I went through 3 lenovos in the past 17 years. I had 3 failures:
1. HDD failed.
2. SSD failed.
3. I dropped it from kitchen countertop. Backlight had to be replaced, but otherwise fine.
There was zero failure associated with ports, keyboard, trackpad, or board. Mind you, each machine went through thousands of dock / undock cycle. Even batteries were holding strong charge after 5 years.
These were work laptops and I didn't baby them at all.
With that said, I wouldn't a buy cheapo Lenovo ($500) because it did fail on me completely. Dead.

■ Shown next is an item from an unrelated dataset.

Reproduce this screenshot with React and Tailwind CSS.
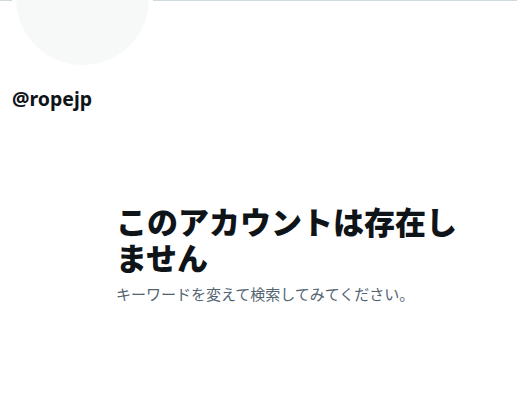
import React from "react";

export default function App() {
  return (
    <div className="w-[518px] h-[403px] overflow-hidden bg-white font-['Noto_Sans','Noto_Sans_CJK_JP',sans-serif]">
      {/* banner, only its last row is visible */}
      <div className="h-px w-[517px] bg-[#cfd9de]" />

      <div className="pl-3">
        <div className="-mt-[73px] w-[141px] h-[141px] rounded-full border-4 border-white bg-[#f7f9f9]" />
        <div className="mt-[18px] text-[19.5px] leading-6 font-bold text-[#0f1419]">
          @ropejp
        </div>
      </div>

      <div className="mt-[93px] pl-[116px] pr-[40px]">
        <h1 className="text-[31px] leading-9 font-extrabold text-[#0f1419] mb-2">
          このアカウントは存在しません
        </h1>
        <p className="text-[15px] leading-5 text-[#536471]">
          キーワードを変えて検索してみてください。
        </p>
      </div>
    </div>
  );
}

With a cheap Lenovo the design and manufacturing quality is very low and failures much more common than in their professional models. As a Repair Cafe volunteer I've seen people bring in low-end Lenovos only 1-2 years old, that are literally falling apart, through normal use. The reality is there's really two Lenovo brands - the enterprise-grade one, making products designed for serviceability and durability. And there's the consumer-grade Lenovo, with products engineered to a very low price point. Other brands have this duality too. Caveat emptor.
x230 - replacement battery, screen died (easy replacement), handrest cracked, still usable
T460p - 5 years of light use, nothing
T470p - 3 years, nothing
Legion Y520 - keyboard stopped working partly, bought a replacement and noticed it's basically impossible to replace, then bought a second one, this time a complete top case - replacement was a chore, but fine
Dead Lenovo are very easy to fix, weirdly. I've had to fix both of mine. Imagine air quotes. You have to pull the battery cable and push the power button.
There was zero failure associated with ports, keyboard, trackpad, or board. Mind you, each machine went through thousands of dock / undock cycle. Even batteries were holding strong charge after 5 years. These were work laptops and I didn't baby them at all.
With that said, I wouldn't a buy cheapo Lenovo ($500) because it did fail on me completely. Dead.